Drop the images; return everything else in the listing below exactly.

= = = = =

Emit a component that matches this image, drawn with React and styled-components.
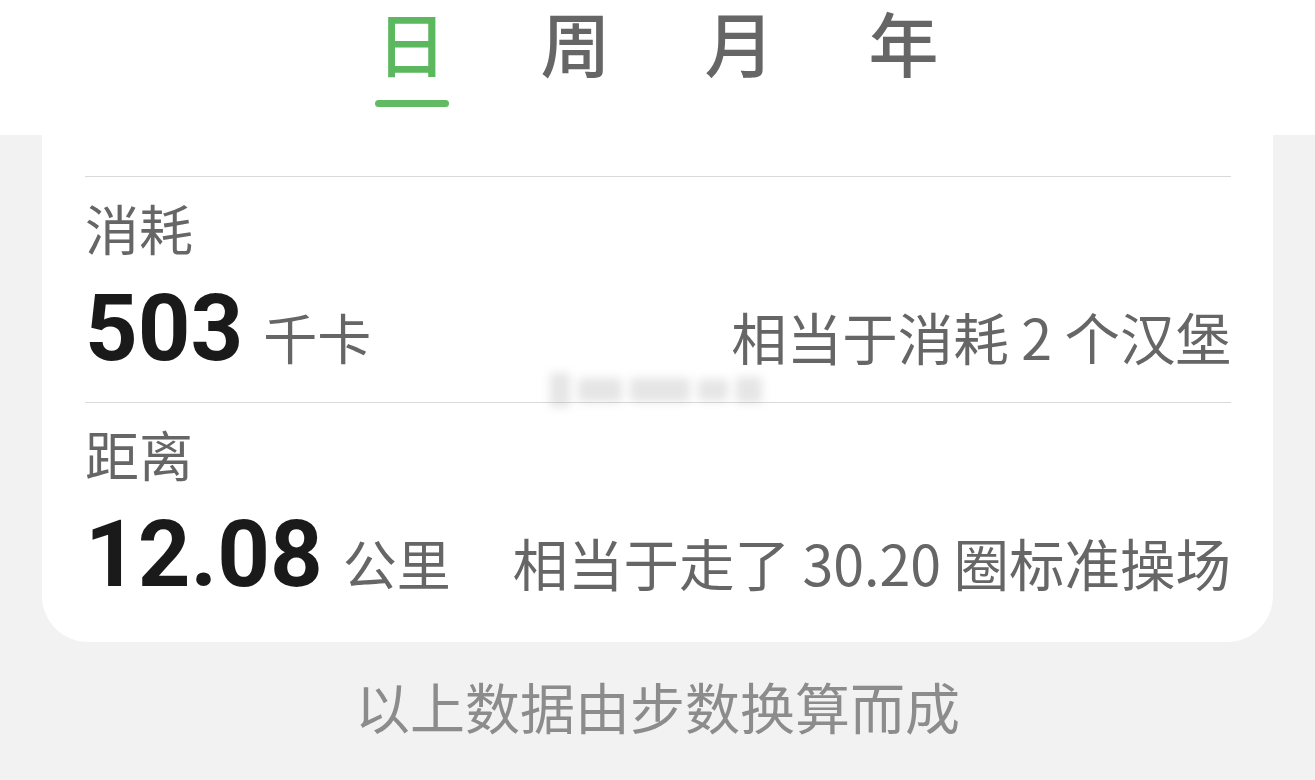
import React from 'react';
import styled, {createGlobalStyle} from "styled-components";

const GlobalStyle = createGlobalStyle`
  html, body {
    margin: 0;
    padding: 0;
    background: #f2f2f2;
  }
  body {
    font-family: "Noto Sans CJK SC", "Noto Sans", sans-serif;
  }
`;

const Page = styled.div`
  width: 1315px;
  height: 780px;
  overflow: hidden;
  background: #f2f2f2;
  display: flex;
  flex-direction: column;
`;

const Header = styled.div`
  height: 135px;
  background: #ffffff;
  display: flex;
  justify-content: center;
  gap: 90px;
`;

const Tab = styled.div`
  display: flex;
  flex-direction: column;
  align-items: center;
  padding-top: 2px;
`;

const TabText = styled.span`
  font-size: 70px;
  line-height: 80px;
  font-weight: 500;
  color: ${({active}) => active ? "#5cb85e" : "#666666"};
`;

const TabBar = styled.div`
  margin-top: 18px;
  width: 74px;
  height: 7px;
  border-radius: 4px;
  background: ${({active}) => active ? "#62bb62" : "transparent"};
`;

const Card = styled.div`
  position: relative;
  margin: 0 42px;
  padding: 41px 42px 14px 43px;
  background: #ffffff;
  border-radius: 0 0 46px 46px;
`;

const Section = styled.div`
  border-top: 1px solid #d9d9d9;
  padding-bottom: 27px;
`;

const Label = styled.div`
  margin-top: 24px;
  font-size: 54px;
  line-height: 1;
  color: #666666;
`;

const ValueRow = styled.div`
  margin-top: 28px;
  display: flex;
  align-items: baseline;
  justify-content: space-between;
`;

const Value = styled.span`
  font-family: Roboto, "Noto Sans", sans-serif;
  font-weight: 700;
  font-size: 92px;
  line-height: 1;
  color: #1a1a1a;
`;

const Unit = styled.span`
  margin-left: 20px;
  font-size: 54px;
  line-height: 1;
  color: #666666;
`;

const Hint = styled.span`
  font-size: 55.5px;
  line-height: 1;
  color: #666666;
`;

const Watermark = styled.div`
  position: absolute;
  left: 508px;
  top: 236px;
  width: 230px;
  height: 38px;
  filter: blur(5px);
  display: flex;
  gap: 8px;
  align-items: center;
  opacity: 0.25;
`;

const WatermarkBit = styled.span`
  height: ${({h}) => h}px;
  width: ${({w}) => w}px;
  background: #9a9a9a;
  border-radius: 3px;
`;

const Footer = styled.div`
  margin-top: 36px;
  text-align: center;
  font-size: 55px;
  line-height: 1;
  color: #8c8c8c;
`;

const tabs = ["日", "周", "月", "年"];

const stats = [
    {label: "消耗", value: "503", unit: "千卡", hint: "相当于消耗 2 个汉堡"},
    {label: "距离", value: "12.08", unit: "公里", hint: "相当于走了 30.20 圈标准操场"},
];

const App = () => {
    return (
        <Page>
            <GlobalStyle/>
            <Header>
                {tabs.map((t, i) => (
                    <Tab key={t}>
                        <TabText active={i === 0}>{t}</TabText>
                        <TabBar active={i === 0}/>
                    </Tab>
                ))}
            </Header>
            <Card>
                {stats.map((s) => (
                    <Section key={s.label}>
                        <Label>{s.label}</Label>
                        <ValueRow>
                            <span>
                                <Value>{s.value}</Value>
                                <Unit>{s.unit}</Unit>
                            </span>
                            <Hint>{s.hint}</Hint>
                        </ValueRow>
                    </Section>
                ))}
                <Watermark>
                    <WatermarkBit w={20} h={34}/>
                    <WatermarkBit w={44} h={24}/>
                    <WatermarkBit w={60} h={24}/>
                    <WatermarkBit w={30} h={22}/>
                    <WatermarkBit w={26} h={26}/>
                </Watermark>
            </Card>
            <Footer>以上数据由步数换算而成</Footer>
        </Page>
    );
};

export default App;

= = = = =

* Solution *
Emit a component that matches this image, drawn with React and styled-components.
import React from 'react';
import styled, {createGlobalStyle} from "styled-components";

const GlobalStyle = createGlobalStyle`
  html, body {
    margin: 0;
    padding: 0;
    background: #f2f2f2;
  }
  body {
    font-family: "Noto Sans CJK SC", "Noto Sans", sans-serif;
  }
`;

const Page = styled.div`
  width: 1315px;
  height: 780px;
  overflow: hidden;
  background: #f2f2f2;
  display: flex;
  flex-direction: column;
`;

const Header = styled.div`
  height: 135px;
  background: #ffffff;
  display: flex;
  justify-content: center;
  gap: 90px;
`;

const Tab = styled.div`
  display: flex;
  flex-direction: column;
  align-items: center;
  padding-top: 2px;
`;

const TabText = styled.span`
  font-size: 70px;
  line-height: 80px;
  font-weight: 500;
  color: ${({active}) => active ? "#5cb85e" : "#666666"};
`;

const TabBar = styled.div`
  margin-top: 18px;
  width: 74px;
  height: 7px;
  border-radius: 4px;
  background: ${({active}) => active ? "#62bb62" : "transparent"};
`;

const Card = styled.div`
  position: relative;
  margin: 0 42px;
  padding: 41px 42px 14px 43px;
  background: #ffffff;
  border-radius: 0 0 46px 46px;
`;

const Section = styled.div`
  border-top: 1px solid #d9d9d9;
  padding-bottom: 27px;
`;

const Label = styled.div`
  margin-top: 24px;
  font-size: 54px;
  line-height: 1;
  color: #666666;
`;

const ValueRow = styled.div`
  margin-top: 28px;
  display: flex;
  align-items: baseline;
  justify-content: space-between;
`;

const Value = styled.span`
  font-family: Roboto, "Noto Sans", sans-serif;
  font-weight: 700;
  font-size: 92px;
  line-height: 1;
  color: #1a1a1a;
`;

const Unit = styled.span`
  margin-left: 20px;
  font-size: 54px;
  line-height: 1;
  color: #666666;
`;

const Hint = styled.span`
  font-size: 55.5px;
  line-height: 1;
  color: #666666;
`;

const Watermark = styled.div`
  position: absolute;
  left: 508px;
  top: 236px;
  width: 230px;
  height: 38px;
  filter: blur(5px);
  display: flex;
  gap: 8px;
  align-items: center;
  opacity: 0.25;
`;

const WatermarkBit = styled.span`
  height: ${({h}) => h}px;
  width: ${({w}) => w}px;
  background: #9a9a9a;
  border-radius: 3px;
`;

const Footer = styled.div`
  margin-top: 36px;
  text-align: center;
  font-size: 55px;
  line-height: 1;
  color: #8c8c8c;
`;

const tabs = ["日", "周", "月", "年"];

const stats = [
    {label: "消耗", value: "503", unit: "千卡", hint: "相当于消耗 2 个汉堡"},
    {label: "距离", value: "12.08", unit: "公里", hint: "相当于走了 30.20 圈标准操场"},
];

const App = () => {
    return (
        <Page>
            <GlobalStyle/>
            <Header>
                {tabs.map((t, i) => (
                    <Tab key={t}>
                        <TabText active={i === 0}>{t}</TabText>
                        <TabBar active={i === 0}/>
                    </Tab>
                ))}
            </Header>
            <Card>
                {stats.map((s) => (
                    <Section key={s.label}>
                        <Label>{s.label}</Label>
                        <ValueRow>
                            <span>
                                <Value>{s.value}</Value>
                                <Unit>{s.unit}</Unit>
                            </span>
                            <Hint>{s.hint}</Hint>
                        </ValueRow>
                    </Section>
                ))}
                <Watermark>
                    <WatermarkBit w={20} h={34}/>
                    <WatermarkBit w={44} h={24}/>
                    <WatermarkBit w={60} h={24}/>
                    <WatermarkBit w={30} h={22}/>
                    <WatermarkBit w={26} h={26}/>
                </Watermark>
            </Card>
            <Footer>以上数据由步数换算而成</Footer>
        </Page>
    );
};

export default App;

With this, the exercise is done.